We reduce the waste of building useless features.

Optimize value streams

When people can eliminate useless activity, they can deliver more features in the same time. By spending less time on delivering useless features, a higher percentage of developed features will actually help the business. By delivering in small increments instead of big batches, value gets into the hands of business earlier.

Optimize responsiveness

When new information comes up that invalidates old information, in a classic project, we have three options:
1. Ignore the new information. Do another project in the future.
2. Escalate as the project's goals are in danger.
3. Scrap the project and go back to the drawing board.
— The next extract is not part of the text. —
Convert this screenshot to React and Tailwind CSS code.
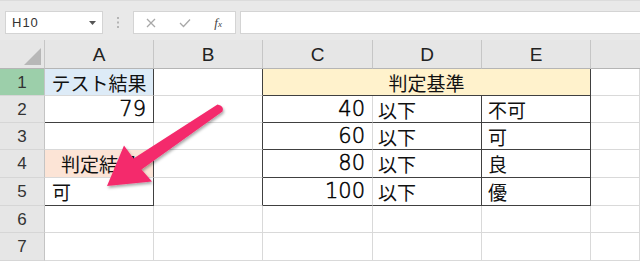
const hdrFont = "font-['Liberation_Sans',Arial,sans-serif]";

const Cell = ({ className = "", children }) => (
  <div className={`flex items-center border-r border-b border-[#d9d9d9] overflow-visible whitespace-nowrap ${className}`}>
    {children}
  </div>
);

const Num = ({ children }) => (
  <span className="font-['DejaVu_Sans',sans-serif] font-extralight text-[21px] leading-none text-black [-webkit-text-stroke:0.5px_#000]">
    {children}
  </span>
);

const RowHead = ({ n, active }) => (
  <div
    className={`flex items-center justify-center border-r border-b border-[#c4c4c4] border-b-[#d6d6d6] text-[17px] text-[#333] ${hdrFont} ${
      active ? "bg-[#9ccfaa]" : "bg-[#e6e6e6]"
    }`}
  >
    {n}
  </div>
);

const ColHead = ({ label }) => (
  <div className={`flex items-center justify-center bg-[#e6e6e6] border-r border-b border-[#c6c6c6] border-b-[#b5b5b5] text-[19px] text-[#222] ${hdrFont}`}>
    {label}
  </div>
);

const Toolbar = () => (
  <div className="h-[40px] bg-[#e9e9e9] border-t border-[#dcdcdc] flex items-start pt-[10px] pl-[5px]">
    <div className="w-[98px] h-[23px] bg-white border border-[#d4d4d4] flex items-center justify-between pl-[6px] pr-[6px]">
      <span className={`text-[13px] text-[#333] tracking-[1px] ${hdrFont}`}>H10</span>
      <svg width="7" height="4" viewBox="0 0 7 4">
        <path d="M0 0 L7 0 L3.5 4 Z" fill="#555" />
      </svg>
    </div>
    <div className="w-[30px] h-[23px] flex items-center justify-center">
      <svg width="2" height="11" viewBox="0 0 2 11">
        <rect x="0" y="0" width="2" height="2" fill="#b5b5b5" />
        <rect x="0" y="4.5" width="2" height="2" fill="#b5b5b5" />
        <rect x="0" y="9" width="2" height="2" fill="#b5b5b5" />
      </svg>
    </div>
    <div className="w-[103px] h-[23px] bg-white border border-[#d4d4d4] flex items-center">
      <div className="w-[34px] flex justify-center">
        <svg width="10" height="10" viewBox="0 0 10 10">
          <path d="M1 1 L9 9 M9 1 L1 9" stroke="#a8a8a8" strokeWidth="1.3" />
        </svg>
      </div>
      <div className="w-[34px] flex justify-center">
        <svg width="12" height="10" viewBox="0 0 12 10">
          <path d="M1 5 L4.5 8.5 L11 1.5" stroke="#a8a8a8" strokeWidth="1.3" fill="none" />
        </svg>
      </div>
      <div className="w-[34px] flex justify-center">
        <span className="font-['Liberation_Serif',serif] italic text-[13px] text-[#444] leading-none">
          f<span className="text-[9px]">x</span>
        </span>
      </div>
    </div>
    <div className="ml-[4px] flex-1 h-[23px] bg-white border border-[#d4d4d4] border-r-0" />
  </div>
);

const Arrow = () => (
  <svg className="absolute top-0 left-0 pointer-events-none" width="640" height="261" viewBox="0 0 640 261">
    <defs>
      <filter id="sh" x="-20%" y="-20%" width="140%" height="140%">
        <feDropShadow dx="1" dy="2" stdDeviation="1.5" floodColor="#000" floodOpacity="0.35" />
      </filter>
    </defs>
    <path
      d="M217.5 104.5 L133.5 158.5 L124 145.5 L107 186 L152 181.5 L141.5 169.5 L222.5 111.5 Q224.5 106 217.5 104.5 Z"
      fill="#f42b6c"
      filter="url(#sh)"
    />
  </svg>
);

export default function App() {
  const dark = "border-r-[#404040]";
  const darkB = "border-b-[#404040]";
  const cellFont = "font-['Noto_Sans_CJK_JP','Noto_Sans_CJK_SC',sans-serif] text-[19px] text-[#111] leading-none";

  return (
    <div className={`relative w-[640px] h-[261px] overflow-hidden bg-white ${cellFont}`}>
      <Toolbar />
      <div className="grid grid-cols-[45px_109px_109px_110px_109px_109px_49px] grid-rows-[29px_27px_27px_27px_28px_28px_27px_28px]">
        {/* header row */}
        <div className="relative bg-[#e6e6e6] border-r border-b border-[#c6c6c6] border-b-[#b5b5b5]">
          <svg className="absolute right-[3px] bottom-[3px]" width="17" height="17" viewBox="0 0 17 17">
            <path d="M17 0 L17 17 L0 17 Z" fill="#b7b7b7" />
          </svg>
        </div>
        <ColHead label="A" />
        <ColHead label="B" />
        <ColHead label="C" />
        <ColHead label="D" />
        <ColHead label="E" />
        <div className="bg-[#e6e6e6] border-b border-[#b5b5b5]" />

        {/* row 1 */}
        <RowHead n="1" active />
        <Cell className={`bg-[#ddebf7] justify-center ${dark}`}>テスト結果</Cell>
        <Cell className={dark}></Cell>
        <Cell className={`col-span-3 bg-[#fff2cc] justify-center ${dark} ${darkB}`}>判定基準</Cell>
        <Cell />

        {/* row 2 */}
        <RowHead n="2" />
        <Cell className={`justify-end pr-[7px] ${dark} ${darkB}`}><Num>79</Num></Cell>
        <Cell className={dark}></Cell>
        <Cell className={`justify-end pr-[7px] ${darkB}`}><Num>40</Num></Cell>
        <Cell className={`pl-[5px] ${dark} ${darkB}`}>以下</Cell>
        <Cell className={`pl-[6px] ${dark} ${darkB}`}>不可</Cell>
        <Cell />

        {/* row 3 */}
        <RowHead n="3" />
        <Cell />
        <Cell className={dark}></Cell>
        <Cell className={`justify-end pr-[7px] ${darkB}`}><Num>60</Num></Cell>
        <Cell className={`pl-[5px] ${dark} ${darkB}`}>以下</Cell>
        <Cell className={`pl-[6px] ${dark} ${darkB}`}>可</Cell>
        <Cell />

        {/* row 4 */}
        <RowHead n="4" />
        <Cell className={`bg-[#fce4d6] justify-center ${dark}`}>判定結果</Cell>
        <Cell className={dark}></Cell>
        <Cell className={`justify-end pr-[7px] ${darkB}`}><Num>80</Num></Cell>
        <Cell className={`pl-[5px] ${dark} ${darkB}`}>以下</Cell>
        <Cell className={`pl-[6px] ${dark} ${darkB}`}>良</Cell>
        <Cell />

        {/* row 5 */}
        <RowHead n="5" />
        <Cell className={`pl-[7px] ${dark} ${darkB}`}>可</Cell>
        <Cell className={dark}></Cell>
        <Cell className={`justify-end pr-[7px] ${darkB}`}><Num>100</Num></Cell>
        <Cell className={`pl-[5px] ${dark} ${darkB}`}>以下</Cell>
        <Cell className={`pl-[6px] ${dark} ${darkB}`}>優</Cell>
        <Cell />

        {/* rows 6-7 */}
        {["6", "7"].map((n) => (
          <div key={n} className="contents">
            <RowHead n={n} />
            <Cell />
            <Cell />
            <Cell />
            <Cell />
            <Cell />
            <Cell />
          </div>
        ))}
      </div>
      <Arrow />
    </div>
  );
}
In environments where new information comes up on a daily basis, it's hard to fix something for months in advance. Many project managers have gone back to option #1, as that's the only way to ever conclude any project under such circumstances. Unfortunately, this means that the business always gets sub-optimal, outdated solutions.
While IT can perform well with this option, business performs terribly.
By reducing the lead and cycle time as well as delivering in smaller, incremental amounts, we reduce the risk that a specific new information devastates whatever we have been working on - and even if that happens, we reduce the loss incurred by incorporating the change.

We become more responsive to change, the main purpose of being agile.



All of this means - IT has a chance to become more efficient and more effective.
Oddly enough, none of this means that IT will be any cheaper.


Conclusion

The math is not "When you're agile, your IT cost goes down". It's "When you're agile, your business ROI goes up".
IT cost cuts are only possible when the organization is in the comfortable situation that they have too many developers and too little things that could be developed - a rather hypothetical stance, as not even corporations like Google or Amazon ever run out of work for developers.

What matters is not how much IT costs. What matters is whether an investment into IT is good. IT should have a high business value. And agility helps a lot there.

Cost - is the wrong focus. ROI is better.